5. Sosyolojik Etkiler
Makineleşme, kırsaldaki kol gücü ihtiyacını azaltarak 1970’lerden itibaren hız kazanan kırsal-kent göçünü etkileyen unsurlardan biri olmuştur. Ancak göçün tek nedeni bu değildir. Bugün, geleneksel yöntemlerle tarım yapmak neredeyse imkansız hale gelmiştir. Tarımsal üretimin sürdürülebilirliği için köylerin ve kırsal alanların dönüşmesi gereklidir.

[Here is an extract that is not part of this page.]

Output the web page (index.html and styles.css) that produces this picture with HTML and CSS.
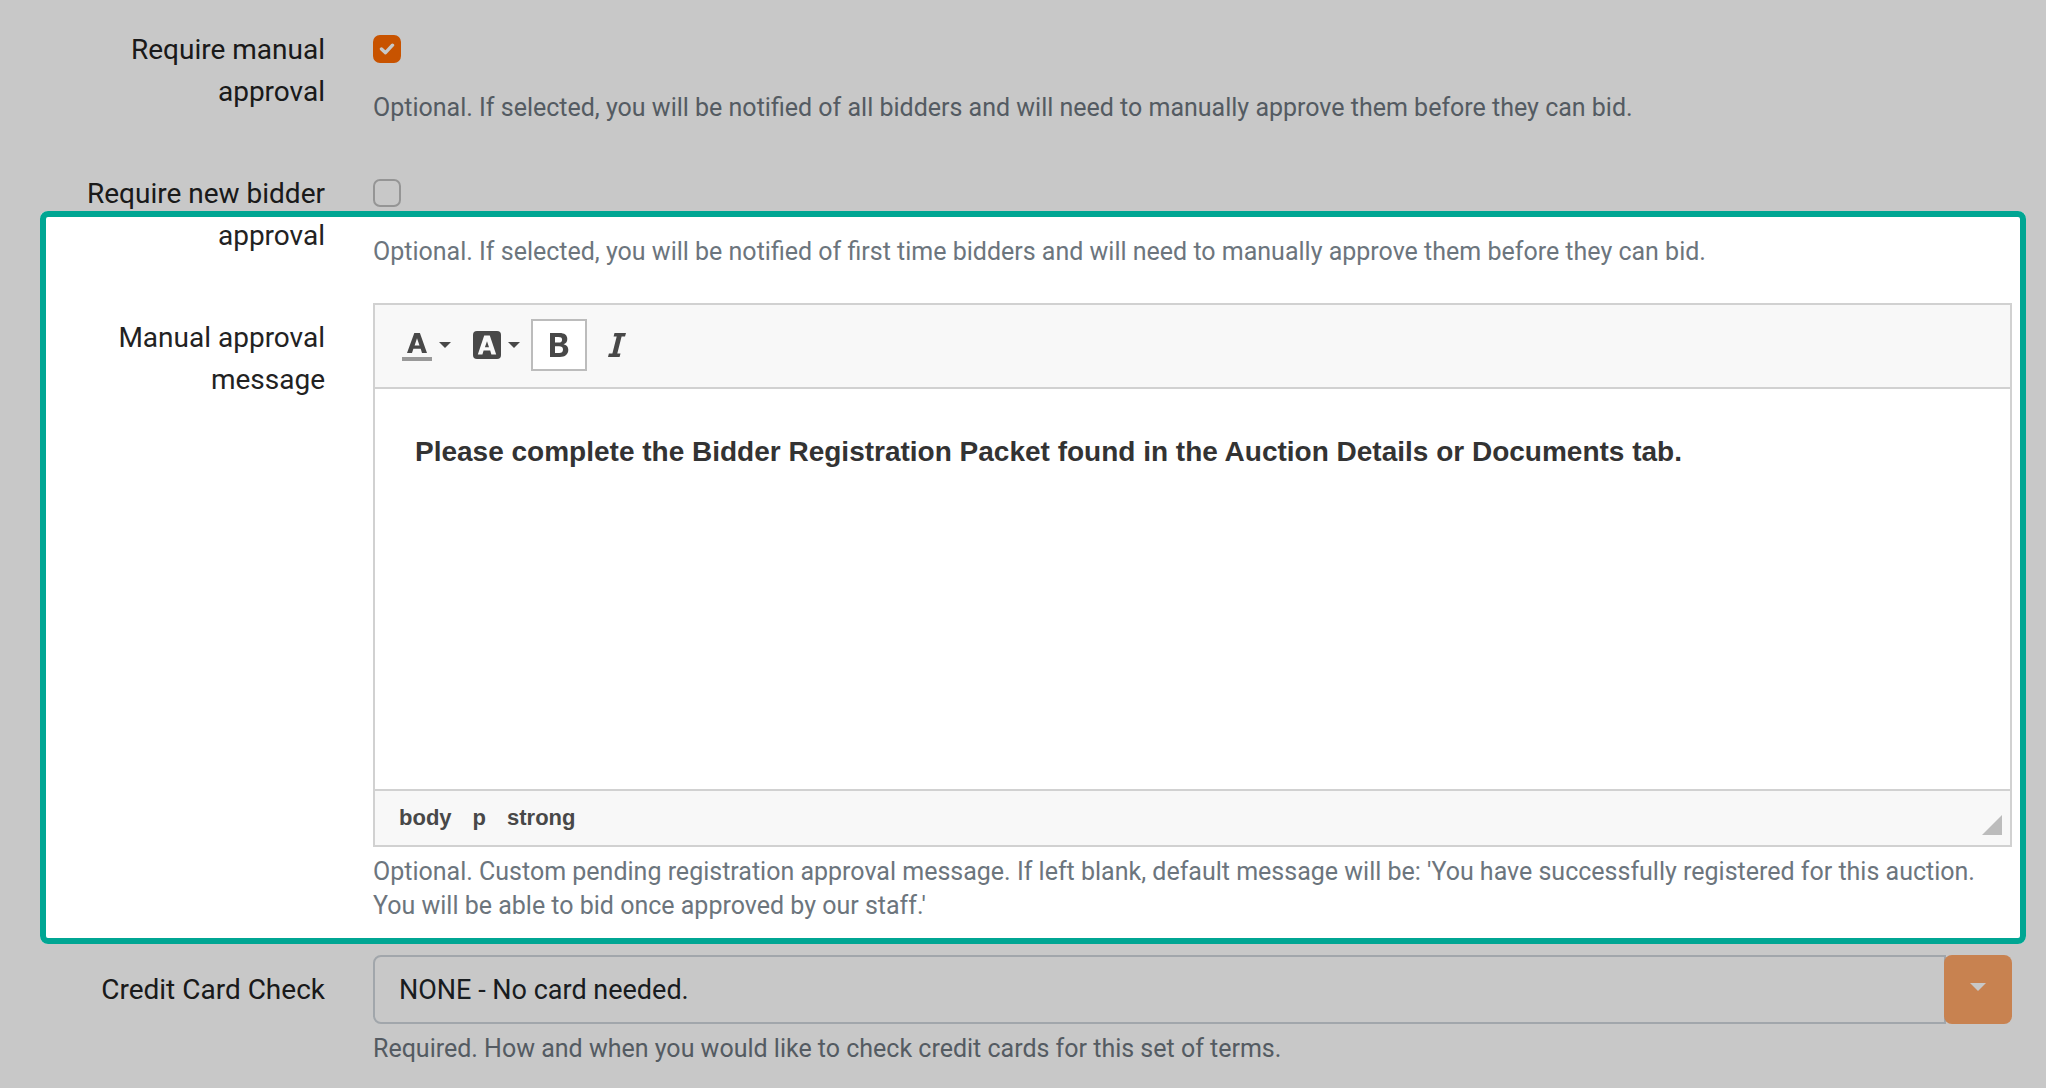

Köylerin kalkınma kooperatiflerine dönüştürülmesi, tarım meslek liseleri ile köylünün eğitilmesi, sadece göçü durdurmakla kalmayıp tersine göçü de teşvik edebilir. Tarımda eğitimli ve teknolojiye hakim bir insan kaynağı, sürdürülebilirliğin anahtarıdır.
6. Stratejik Önemi
Ukrayna-Rusya savaşı sırasında dahi Ukrayna'nın tahıl ihracatını sürdürebilmesi, tarımın barışta da savaşta da vazgeçilmez bir sektör olduğunu bir kez daha ortaya koymuştur. Dünya nüfusunun artması, tarım ve hayvancılığın önemini daha da artırmaktadır.
Türkiye’nin coğrafi konumu ve iklim avantajı, onu bu sektörde daha güçlü bir oyuncu haline getirebilir. Bunun için:
-
Tarım makinaları üretimi teşvik edilmeli,
-
Üniversite-sanayi-köylü iş birliği güçlendirilmeli,
-
Robotik sistemler ile daha verimli ve az iş gücü gerektiren üretim modelleri geliştirilmelidir.
7. Sonuç
Tarım makinaları endüstrisi Türkiye’de umut vaat eden bir gelişme sürecindedir. Bu sürecin devamı için sanayiye, çiftçiye ve araştırma kurumlarına yönelik desteklerin artırılması önem arz etmektedir.
Tarım ve hayvancılık, insanlığın beslenme ihtiyacını karşılayan temel sektörlerdir. Bu sektörlere yönelik her yatırım, sadece ekonomik değil, aynı zamanda toplumsal refah için de büyük önem taşımaktadır.
Emeği geçen herkese teşekkür eder, sektörün gelişiminin artarak devam etmesini temenni ederim.